In 1931, Blake was married to Beatrice McGee but after his final recording in 1932 nothing else was known of his life or death, with rumors floating around that he had been murdered or otherwise died violently. The blues and gospel singer Reverend Gary Davis claimed that he had been told that Blind Blake had been hit by a streetcar in 1934, while Big Bill Broonzy suspected that he had fallen down drunk in Chicago and frozen to death. There has even been debate over his name, with another contemporary of Blake’s, Blind Willie McTell, claiming that his name was Arthur Phelps (a claim that did not stand up to scrutiny). This was all that was known about Blind Blake’s death when Lee Child wrote Killing Floor, so the idea that Reacher was tracking down one more possible lead for how the blues player might have died worked for the context of the book.
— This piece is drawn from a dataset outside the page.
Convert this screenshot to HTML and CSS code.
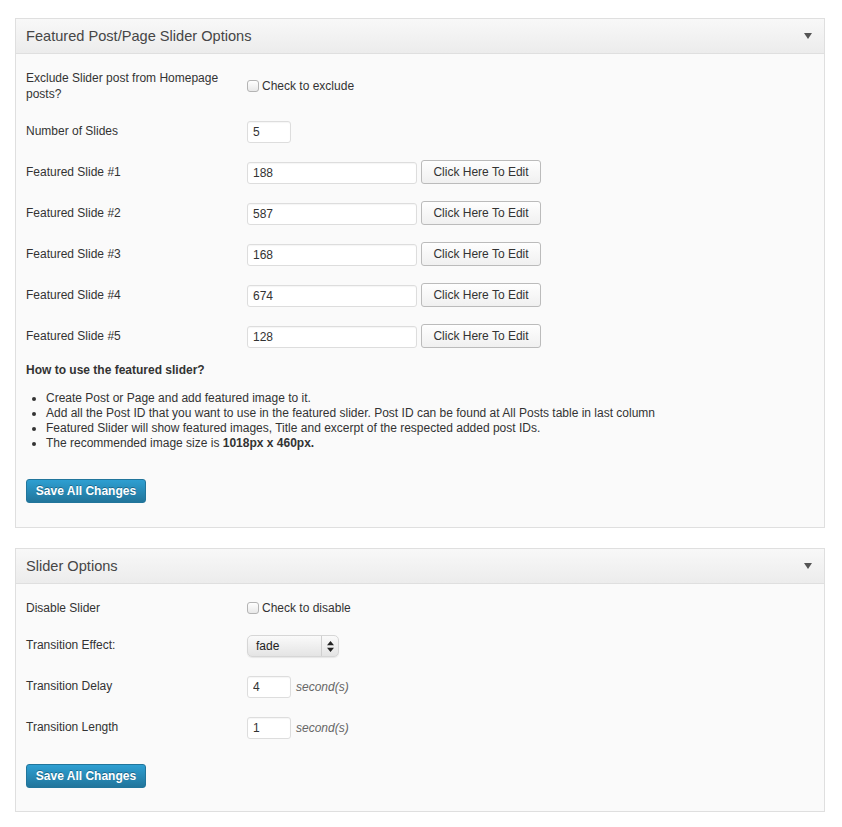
FILE: index.html
```html
<!DOCTYPE html>
<html>
<head>
<meta charset="utf-8">
<title>Slider Options</title>
<link rel="stylesheet" href="styles.css">
</head>
<body>
<div class="page">
  <section class="panel">
    <header class="panel-head">
      <h2 class="panel-title">Featured Post/Page Slider Options</h2>
      <svg class="toggle" width="8" height="6" viewBox="0 0 8 6"><path d="M0 0H8L4 6Z" fill="#555"/></svg>
    </header>
    <div class="panel-body">
      <div class="row row-center">
        <div class="label">Exclude Slider post from Homepage posts?</div>
        <label class="check"><input type="checkbox" class="cb"><span>Check to exclude</span></label>
      </div>
      <div class="row">
        <div class="label">Number of Slides</div>
        <div class="ctrl"><input type="text" class="inp small" value="5"></div>
      </div>
      <div class="row">
        <div class="label">Featured Slide #1</div>
        <div class="ctrl"><input type="text" class="inp wide" value="188"><button class="btn">Click Here To Edit</button></div>
      </div>
      <div class="row">
        <div class="label">Featured Slide #2</div>
        <div class="ctrl"><input type="text" class="inp wide" value="587"><button class="btn">Click Here To Edit</button></div>
      </div>
      <div class="row">
        <div class="label">Featured Slide #3</div>
        <div class="ctrl"><input type="text" class="inp wide" value="168"><button class="btn">Click Here To Edit</button></div>
      </div>
      <div class="row">
        <div class="label">Featured Slide #4</div>
        <div class="ctrl"><input type="text" class="inp wide" value="674"><button class="btn">Click Here To Edit</button></div>
      </div>
      <div class="row last">
        <div class="label">Featured Slide #5</div>
        <div class="ctrl"><input type="text" class="inp wide" value="128"><button class="btn">Click Here To Edit</button></div>
      </div>
      <h3 class="howto">How to use the featured slider?</h3>
      <ul class="steps">
        <li>Create Post or Page and add featured image to it.</li>
        <li>Add all the Post ID that you want to use in the featured slider. Post ID can be found at All Posts table in last column</li>
        <li>Featured Slider will show featured images, Title and excerpt of the respected added post IDs.</li>
        <li>The recommended image size is <strong>1018px x 460px.</strong></li>
      </ul>
      <button class="save save-1">Save All Changes</button>
    </div>
  </section>

  <section class="panel">
    <header class="panel-head">
      <h2 class="panel-title">Slider Options</h2>
      <svg class="toggle" width="8" height="6" viewBox="0 0 8 6"><path d="M0 0H8L4 6Z" fill="#555"/></svg>
    </header>
    <div class="panel-body body-2">
      <div class="row row-center first-2">
        <div class="label">Disable Slider</div>
        <label class="check"><input type="checkbox" class="cb"><span>Check to disable</span></label>
      </div>
      <div class="row">
        <div class="label">Transition Effect:</div>
        <div class="ctrl">
          <div class="select">
            <span class="select-val">fade</span>
            <span class="select-arrows"><svg width="7" height="11" viewBox="0 0 7 11"><path d="M3.5 0L7 4.2H0Z M3.5 11L7 6.8H0Z" fill="#222"/></svg></span>
          </div>
        </div>
      </div>
      <div class="row">
        <div class="label">Transition Delay</div>
        <div class="ctrl"><input type="text" class="inp small" value="4"><em class="unit">second(s)</em></div>
      </div>
      <div class="row">
        <div class="label">Transition Length</div>
        <div class="ctrl"><input type="text" class="inp small" value="1"><em class="unit">second(s)</em></div>
      </div>
      <button class="save save-2">Save All Changes</button>
    </div>
  </section>
</div>
</body>
</html>
```

FILE: styles.css
```css
html, body {
  margin: 0;
  padding: 0;
  background: #ffffff;
}
body {
  font-family: "Liberation Sans", Arial, Helvetica, sans-serif;
  font-size: 12px;
  color: #333333;
}
.page {
  padding: 18px 17px 0 15px;
  display: flex;
  flex-direction: column;
  gap: 20px;
}
.panel {
  border: 1px solid #dfdfdf;
  background: #fafafa;
}
.panel-head {
  height: 35px;
  box-sizing: border-box;
  display: flex;
  align-items: center;
  justify-content: space-between;
  padding: 0 12px 0 10px;
  background: linear-gradient(to bottom, #f8f8f8, #ececec);
  border-bottom: 1px solid #dfdfdf;
}
.panel-title {
  margin: 0;
  font-size: 14.6px;
  font-weight: normal;
  color: #464646;
  line-height: 20px;
}
.toggle {
  display: block;
}
.panel-body {
  padding: 15px 10px 24px 10px;
}
.body-2 {
  padding-top: 15px;
  padding-bottom: 23px;
}
.row {
  display: flex;
  align-items: flex-start;
  margin-bottom: 19px;
}
.row.last {
  margin-bottom: 14px;
}
.row-center {
  align-items: center;
}
.label {
  width: 200px;
  flex: none;
  margin-right: 21px;
  padding-top: 2px;
  line-height: 16px;
}
.row-center .label {
  padding-top: 1px;
}
.ctrl {
  display: flex;
  align-items: center;
  height: 22px;
}
.check {
  display: flex;
  align-items: center;
  line-height: 16px;
}
.cb {
  appearance: none;
  -webkit-appearance: none;
  width: 12px;
  height: 12px;
  margin: 0 3px 0 0;
  border: 1px solid #b4b4b4;
  border-radius: 3px;
  background: linear-gradient(to bottom, #ffffff, #e8e8e8);
  box-sizing: border-box;
}
.inp {
  height: 22px;
  box-sizing: border-box;
  border: 1px solid #dddddd;
  border-radius: 3px;
  background: #ffffff;
  box-shadow: inset 0 1px 1px rgba(0,0,0,0.04);
  font-family: "Liberation Sans", Arial, sans-serif;
  font-size: 12px;
  color: #333333;
  padding: 0 5px;
  margin: 0;
}
.small {
  width: 44px;
}
.wide {
  width: 170px;
}
.btn {
  margin: -2px 0 0 4px;
  width: 120px;
  height: 24px;
  box-sizing: border-box;
  border: 1px solid #bbbbbb;
  border-radius: 3px;
  background: linear-gradient(to bottom, #fefefe, #f0f0f0);
  font-family: "Liberation Sans", Arial, sans-serif;
  font-size: 12px;
  color: #333333;
  padding: 0;
}
.howto {
  margin: 0 0 13px 0;
  font-size: 12px;
  font-weight: bold;
  line-height: 16px;
}
.steps {
  margin: 0;
  padding-left: 20px;
  line-height: 15px;
}
.save {
  display: block;
  width: 120px;
  height: 24px;
  box-sizing: border-box;
  border: 1px solid #21759b;
  border-radius: 3px;
  background: linear-gradient(to bottom, #2e9fd2, #21759b);
  color: #ffffff;
  font-family: "Liberation Sans", Arial, sans-serif;
  font-size: 12px;
  font-weight: bold;
  text-shadow: 0 -1px 0 rgba(0,0,0,0.3);
  padding: 0;
}
.save-1 {
  margin-top: 28px;
}
.save-2 {
  margin-top: 25px;
}
.select {
  width: 92px;
  height: 22px;
  box-sizing: border-box;
  border: 1px solid #d6d6d6;
  border-radius: 5px;
  background: linear-gradient(to bottom, #fafafa, #e4e4e4);
  box-shadow: 0 1px 1px rgba(0,0,0,0.08);
  display: flex;
  align-items: center;
}
.select-val {
  flex: 1;
  padding-left: 8px;
  color: #222222;
}
.select-arrows {
  width: 16px;
  height: 20px;
  border-left: 1px solid #cfcfcf;
  display: flex;
  align-items: center;
  justify-content: center;
}
.unit {
  margin-left: 5px;
  color: #666666;
  font-style: italic;
}
```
What Really Happened To Blind Blake?

Reacher Barber

The Blind Blake story in the Reacher TV series becomes a bit of a problem in 2022 because new details of the history of Blind Blake came to light between the writing of the novel and the release of the TV series. In 2011, Alex van der Tuuk and his fellow researchers discovered and published a series of documents about Blind Blake’s life in the journal Blues & Rhythm. These included a death certificate that revealed that Blind Blake’s real name was Arthur Blake, and he had been born in Newport News, Virginia, not Jacksonville. It also provided his cause of death as pulmonary tuberculosis on December 1, 1934, in Milwaukee, Wisconsin. Blind Blake is buried in Glen Oaks Cemetery in Glendale, Wisconsin.

The decision to keep Reacher’s reason for going to Margrave in Reacher the same as in the book might seem strange when the true history behind Blind Blake is now known. However, while Blind Blake definitely did not die in Margrave, it still works for the story. Reacher spends his time on the road and traveling light and has been out of touch with Joe for an extended period of time. Given that the truth about Blind Blake’s death is not widely known outside of those who look into it, it is entirely believable that Jack Reacher had never heard about it, and his appearance in Margrave on a whim at the start of Reacher can still hold up - as long as no one ever Googles it for him.